The Game of the Century? The Biggest Drug Bust Ever? Come On People…


The Big Picture –
By Glynn Wilson

I don’t know if Americans or Southerners are incredibly gullible or just stupid, or if local news outlets are to blame.


But we had a good laugh Saturday night when the sportscasters fell for the line calling the Alabama-LSU game (Alabama won, 30-16) “The Game of the Century” before it ever took place.

Clearly it was not the game of the century or even the game of the year. Neither Alabama nor LSU were undefeated teams going in. They were not ranked numbers one and two and playing for the national championship. So how do people, including national sports casters, fall for such nonsense?

I understand the world as portrayed on television is all about pretense and hype. But that does not mean intelligent people have to fall for it, every time.

Take for example a recent story out of Alabama’s Jefferson County that made the rounds on Facebook’s so-called “news feed.”

It was once again billed as “The Largest Drug Bust in … History,” and featured the zany mug shot of a crazy looking black man.

I guess stories like that get a lot of traffic and likes, shares and comments on Facebook. They feed some peoples’ overblown fears of crime and stereotypes of the black race.

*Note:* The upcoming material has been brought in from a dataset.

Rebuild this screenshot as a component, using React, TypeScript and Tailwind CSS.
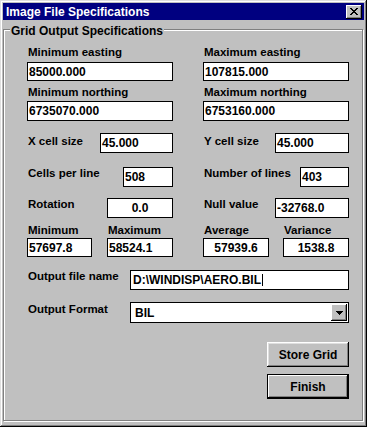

Back in the day, 30 years ago during Ronald and Nancy Reagan’s so-called “War on Drugs,” I was guilty of producing such stories myself. As a reporter in Baldwin County, Alabama, I was once lured to take a ride in a small airplane with what the cops called “the Grandfather Narc,” a man who could spot marijuana plants on the ground.

We landed near a farm in north Baldwin County where a father and son had given up on making a living growing corn and tomatoes and had pot plants growing all over the place, including the barn yard. They made no attempt to hide the plants, I guess thinking they were so far out in a rural area that the cops would never look there.

I’ll never forget the photo I took that day that ran on the front page of all six Gulf Coast Newspapers. It was a sheriff’s deputy in mirrored sunglasses standing next to several pot plants a couple of feet taller than him. As a cub reporter, I was proud of my work that day I guess.

Looking back on it, it is clear that I was being used. By the cops to publicize their crack police work, maybe so the sheriff could get reelected? By a system that in places still doesn’t get what we know today: Marijuana is an herb, not a harmful drug, and should be legalized or at the very least decriminalized and allowed for medical purposes.

There is another drug scourge story making the rounds again in South Alabama as well as the nation’s capital and around Baltimore and other cities: Heroin is back. If the new hippies are going to win in the battle for the legalization of pot, and the crack heads are burned out on cocaine, the cops and the media need a new enemy. Heroin will do.

Now what to do about the game of the century. Give us a break. Give it a rest. Can’t we get along for a day, a week or a month without every routine thing under the sun being billed as the biggest or the greatest ever?

How about a little peace and quiet for a change? Get outside and promote that.